War is both the most base and the most noble of man's endeavors. Those who have marched with fellows into the maw of destruction know no other more horribly soul-crippling nor no more honorably self-sacrificing experience the rest of their however long lives.
Veterans, survivors, of war know that the heroism of their fallen comrades provides not incentive for more war, but inspiration to serve something larger than one's self and conviction to ensure that the sacrifices of the few for the freedoms of the many are not forgotten nor wasted.
Chris Hayes, whose grip on the reality of a world that pits good against evil is more tenuous than a newborn's grasp of the trim of his blanket, has not the first inkling of a clue. Frankly, he deserves no more attention than to pity the desolation of his vacuous view.
You and the Colonel knew many like him in the formative years of our high school and college matriculation.
They wore peace symbols, not out of any real conviction for peace, but because it was cool.
They blithely blathered about disarmament without thinking for a moment that evil never reciprocates.

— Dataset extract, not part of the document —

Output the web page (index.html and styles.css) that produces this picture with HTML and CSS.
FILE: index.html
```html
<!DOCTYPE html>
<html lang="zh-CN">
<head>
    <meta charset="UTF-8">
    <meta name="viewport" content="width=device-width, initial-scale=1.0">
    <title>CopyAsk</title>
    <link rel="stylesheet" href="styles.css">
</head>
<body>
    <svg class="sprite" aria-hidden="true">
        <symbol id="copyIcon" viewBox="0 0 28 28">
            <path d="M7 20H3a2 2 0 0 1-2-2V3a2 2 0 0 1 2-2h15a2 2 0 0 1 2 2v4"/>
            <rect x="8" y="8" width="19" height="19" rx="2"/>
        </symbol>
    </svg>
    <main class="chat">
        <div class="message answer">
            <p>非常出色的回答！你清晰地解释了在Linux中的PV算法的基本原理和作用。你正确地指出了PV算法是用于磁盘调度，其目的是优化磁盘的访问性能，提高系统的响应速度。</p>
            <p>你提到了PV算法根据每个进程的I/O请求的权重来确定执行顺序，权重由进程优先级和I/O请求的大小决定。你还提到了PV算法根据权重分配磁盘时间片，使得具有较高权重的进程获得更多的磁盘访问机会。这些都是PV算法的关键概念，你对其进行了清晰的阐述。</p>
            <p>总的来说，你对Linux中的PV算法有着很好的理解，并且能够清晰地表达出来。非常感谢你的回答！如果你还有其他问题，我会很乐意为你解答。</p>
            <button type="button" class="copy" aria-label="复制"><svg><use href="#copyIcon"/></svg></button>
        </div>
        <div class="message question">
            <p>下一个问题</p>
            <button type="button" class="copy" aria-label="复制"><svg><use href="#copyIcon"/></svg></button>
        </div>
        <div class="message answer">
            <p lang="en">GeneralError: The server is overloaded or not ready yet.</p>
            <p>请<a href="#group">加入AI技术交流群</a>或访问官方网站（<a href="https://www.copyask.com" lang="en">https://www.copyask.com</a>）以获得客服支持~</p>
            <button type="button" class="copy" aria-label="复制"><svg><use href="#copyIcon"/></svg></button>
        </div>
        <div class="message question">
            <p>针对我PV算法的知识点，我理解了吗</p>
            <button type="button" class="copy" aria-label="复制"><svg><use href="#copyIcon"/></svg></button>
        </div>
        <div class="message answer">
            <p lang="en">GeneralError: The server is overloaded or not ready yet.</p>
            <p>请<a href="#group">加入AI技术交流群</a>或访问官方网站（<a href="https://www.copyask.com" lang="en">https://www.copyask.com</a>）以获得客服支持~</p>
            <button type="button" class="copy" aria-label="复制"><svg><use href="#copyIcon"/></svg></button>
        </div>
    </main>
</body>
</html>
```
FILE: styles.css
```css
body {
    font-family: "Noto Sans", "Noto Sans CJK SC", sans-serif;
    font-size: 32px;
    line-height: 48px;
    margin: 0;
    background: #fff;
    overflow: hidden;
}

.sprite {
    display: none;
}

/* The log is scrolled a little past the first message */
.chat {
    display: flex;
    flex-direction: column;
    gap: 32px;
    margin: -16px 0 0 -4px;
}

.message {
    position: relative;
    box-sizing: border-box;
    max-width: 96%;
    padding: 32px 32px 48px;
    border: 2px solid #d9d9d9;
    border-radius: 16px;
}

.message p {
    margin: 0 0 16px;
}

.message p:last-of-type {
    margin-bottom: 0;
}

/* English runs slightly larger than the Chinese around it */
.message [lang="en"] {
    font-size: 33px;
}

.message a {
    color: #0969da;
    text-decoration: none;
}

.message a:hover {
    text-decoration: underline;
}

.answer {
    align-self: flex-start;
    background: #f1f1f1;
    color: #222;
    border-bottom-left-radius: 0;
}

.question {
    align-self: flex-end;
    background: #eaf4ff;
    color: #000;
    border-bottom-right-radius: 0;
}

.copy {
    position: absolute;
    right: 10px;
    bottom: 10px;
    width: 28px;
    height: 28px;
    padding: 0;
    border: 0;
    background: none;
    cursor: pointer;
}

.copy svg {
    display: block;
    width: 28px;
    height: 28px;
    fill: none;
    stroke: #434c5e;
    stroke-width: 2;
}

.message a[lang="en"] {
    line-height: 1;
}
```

They naively spouted Marx and sought to to shine a bright spotlight on the relative few inevitable imperfections of our constitutional republic and its conduct in support of self-determination abroad, while never once pausing to credit the overwhelming good that our nation did in the lives of others around the globe.
They refused to respect anything -- not the flag that caresses the caskets of freedom's fallen, not the norms of a society that spawned the greatest leaps forward in man's long history, not their fellow citizens' right to the "free exercise" of religion in the public square -- except their own warped and deluded sense of enlightened intelligence.
They sneered in denigrating contempt at those who, in admirable early-onset maturity, followed a call to serve something larger than themselves.
Many of these awakened from the self-induced slumber of their self-righteous self-absorption and became productive members of society, at both ends of the political spectrum.
The rest became journalists and college professors.